The whole valley got woken up at about 5am by lightning and thunder, and then by a tremendous downpour. The electricity must have gone out at about 6am.

The storm lasted until about 9am, when Zola and I rode to camp. En route, we saw a 25-foot pine bough break off and crach to the ground, about 30 yards from the road. Not scary, but impressive.

India pulled me along on a 12-mile run through the mountains, with the downpour starting again about 9 miles into it. By the time we got back to the Inn (which had electricity and running water), I was completely soaked - as wet as if I had jumped into a pond.

It rained either hard or very hard for the rest of the afternoon, with water filling the stremas and rivers, and running off the mountains and across the roads. I got the opportunity to saw up a fallen tree which was blocking one of the small roads down the valley, which was fun, and was more chainsawing than I have done all summer.

After camp, Zola had two boys over for a play date, and one of our nanny friends and her charges came to figure out how to get back to her house, as her road had washed out entirely. This was a lot of people in our tiny cabin, particularly in the pouring rain. Fortunately, the electricity had come back on.

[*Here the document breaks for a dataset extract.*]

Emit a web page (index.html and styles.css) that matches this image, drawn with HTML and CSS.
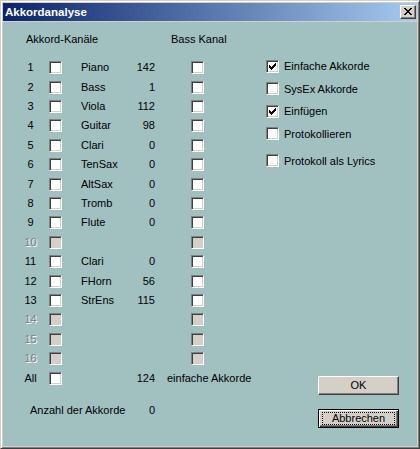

I took the boys out in the pick up truck, to look at the streams and waterfalls, to check on one of our neighbors, and to add the sawn wood to our burn pile. The collective 8-year-old boy decision to sit in the back of the truck soaked all three of them. Directly next door, a big tree crashed to the ground (missing the wires).

We drove our nanny friend home later, skirting the washed-out bridge, around some downed trees, and through a lot of water rushing over the remains of a bridge. On the other side of the bridge, an old and beaten-up sub-compact car was wheezing and steaming, and unable to move. When I went up to the window, the young man driving said, “It’s running rough, homes.” Couldn’t disagree with that.

The pub was closed, so we imposed on a friend in her new house for dinner. A group gathered, and we built a big fire, drank wine, and speculated about the rain. A nice end to a wet day.

The rain is still falling now, and the creek across the road is at its banks (probably three feet higher than normal). Drought is over, I guess. We will see what the damage is tomorrow.